##### Available data #####

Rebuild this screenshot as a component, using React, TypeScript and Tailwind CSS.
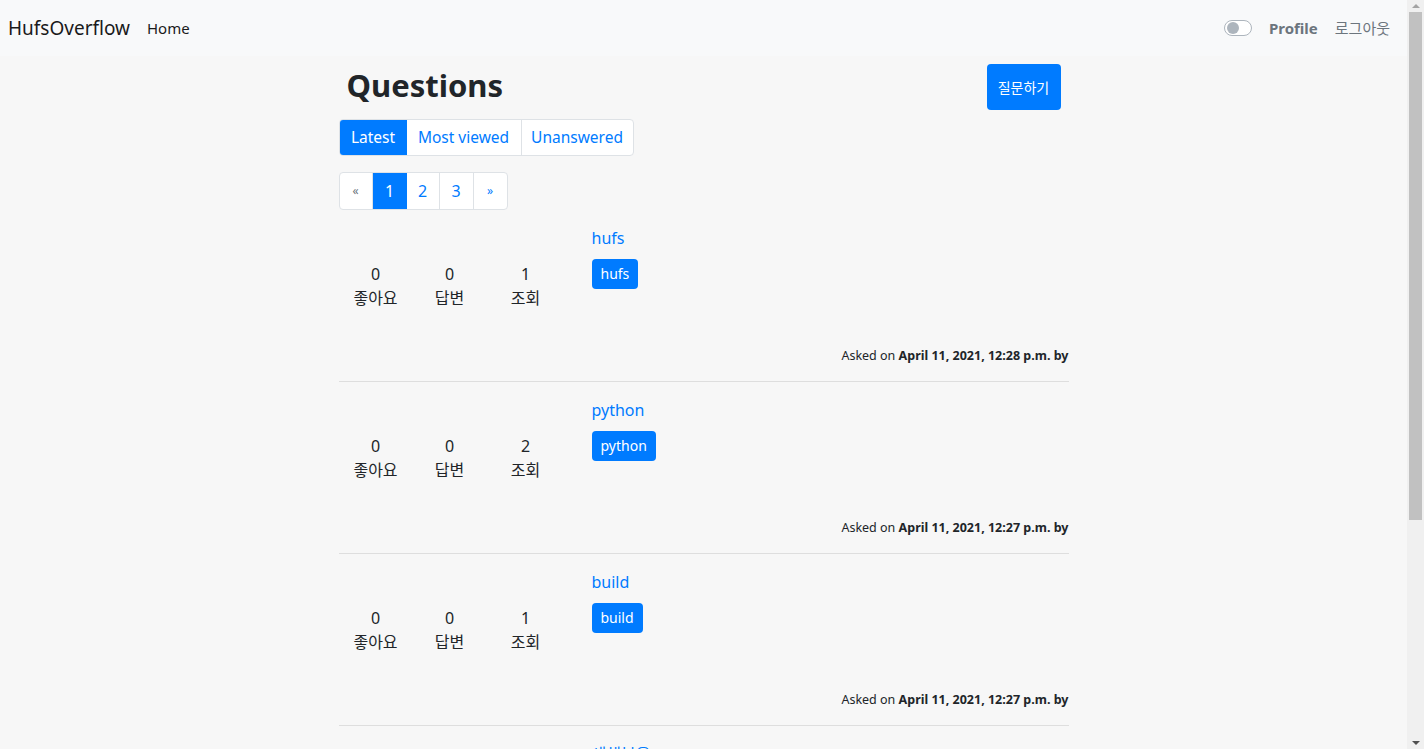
const FONT = "font-['Noto_Sans','Noto_Sans_CJK_KR',sans-serif]";

type Question = {
  title: string;
  tag: string;
  likes: number;
  answers: number;
  views: number;
  asked: string;
};

const QUESTIONS: Question[] = [
  { title: 'hufs', tag: 'hufs', likes: 0, answers: 0, views: 1, asked: 'April 11, 2021, 12:28 p.m.' },
  { title: 'python', tag: 'python', likes: 0, answers: 0, views: 2, asked: 'April 11, 2021, 12:27 p.m.' },
  { title: 'build', tag: 'build', likes: 0, answers: 0, views: 1, asked: 'April 11, 2021, 12:27 p.m.' },
  { title: '새해복을', tag: 'new', likes: 0, answers: 0, views: 3, asked: 'April 11, 2021, 12:26 p.m.' },
  { title: 'django', tag: 'django', likes: 0, answers: 0, views: 4, asked: 'April 11, 2021, 12:25 p.m.' },
];

function Stat({ value, label }: { value: number; label: string }) {
  return (
    <div className="flex w-[74px] flex-col items-center text-[16px] leading-[24px] text-[#212529]">
      <span>{value}</span>
      <span>{label}</span>
    </div>
  );
}

function QuestionRow({ q }: { q: Question }) {
  return (
    <div className="border-b border-[#dedede] pt-[16px] pb-[15px]">
      <div className="flex h-[120px]">
        <div className="flex w-[253px] pt-[36px]">
          <Stat value={q.likes} label="좋아요" />
          <Stat value={q.answers} label="답변" />
          <div className="ml-[2px]">
            <Stat value={q.views} label="조회" />
          </div>
        </div>
        <div className="flex flex-col items-start">
          <a className="text-[16px] leading-[24px] text-[#007bff]">{q.title}</a>
          <span className="mt-[9px] rounded-[4px] bg-[#007bff] px-[9px] py-[4px] text-[14px] leading-[22px] font-normal text-white">
            {q.tag}
          </span>
        </div>
      </div>
      <div className="text-right text-[12.5px] leading-[20px] text-[#212529]">
        Asked on <b>{q.asked} by</b>
      </div>
    </div>
  );
}

// the browser's scrollbar, as seen in the screenshot
function Scrollbar() {
  return (
    <aside className="flex h-screen w-[17px] shrink-0 flex-col items-center bg-[#f0f0f0]">
      <span className="mt-[4px] h-0 w-0 border-x-[4px] border-b-[4px] border-x-transparent border-b-[#a3a3a3]" />
      <span className="mt-[4px] h-[508px] w-[13px] bg-[#c1c1c1]" />
      <span className="mt-auto mb-[4px] h-0 w-0 border-x-[4px] border-t-[4px] border-x-transparent border-t-[#505050]" />
    </aside>
  );
}

export default function App() {
  return (
    <div className={`${FONT} flex h-screen overflow-hidden bg-[#f7f7f7]`}>
      <div className="min-w-0 flex-1">
        <nav className="flex h-[56px] items-center bg-[#f8f9fa] pr-[17px] pl-[8px]">
          <span className="text-[19px] text-[#1a1a1a]">HufsOverflow</span>
          <a className="ml-[17px] text-[15px] text-[#1a1a1a]">Home</a>
          <div className="ml-auto flex items-center">
            <span className="flex h-[16px] w-[28px] items-center rounded-full border border-[#adb5bd] bg-white px-[2px]">
              <span className="h-[12px] w-[12px] rounded-full bg-[#adb5bd]" />
            </span>
            <span className="ml-[17px] text-[15px] font-bold text-[#6c757d]">Profile</span>
            <span className="ml-[17px] text-[15px] text-[#6c757d]">로그아웃</span>
          </div>
        </nav>

        <main className="mx-auto w-[730px]">
          <div className="mt-[8px] flex items-start justify-between">
            <h1 className="mt-[1px] pl-[8px] text-[31px] leading-[40px] font-bold text-[#212529]">Questions</h1>
            <button
              type="button"
              className="mr-[8px] h-[46px] w-[74px] rounded-[4px] bg-[#007bff] text-[14px] text-white"
            >
              질문하기
            </button>
          </div>

          <div className="mt-[9px] inline-flex h-[37px] overflow-hidden rounded-[4px] border border-[#dee2e6] bg-white text-[15.5px]">
            <span className="flex w-[67px] items-center justify-center bg-[#007bff] text-white">Latest</span>
            <span className="flex w-[115px] items-center justify-center border-r border-[#dee2e6] text-[#007bff]">
              Most viewed
            </span>
            <span className="flex w-[111px] items-center justify-center text-[#007bff]">Unanswered</span>
          </div>

          <div className="mt-[16px] flex">
            <div className="flex h-[38px] overflow-hidden rounded-[4px] border border-[#dee2e6] bg-white text-[16px]">
              <span className="flex w-[33px] items-center justify-center border-r border-[#dee2e6] text-[12px] text-[#6c757d]">
                «
              </span>
              <span className="flex w-[34px] items-center justify-center bg-[#007bff] text-white">1</span>
              <span className="flex w-[33px] items-center justify-center border-r border-[#dee2e6] text-[#007bff]">2</span>
              <span className="flex w-[34px] items-center justify-center border-r border-[#dee2e6] text-[#007bff]">3</span>
              <span className="flex w-[33px] items-center justify-center text-[12px] text-[#007bff]">»</span>
            </div>
          </div>

          <div>
            {QUESTIONS.map((q) => (
              <QuestionRow key={q.title} q={q} />
            ))}
          </div>
        </main>
      </div>
      <Scrollbar />
    </div>
  );
}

#####

Problem: State the number of lines in the data that include the string "screenshot", and add nothing else.

Solution: 2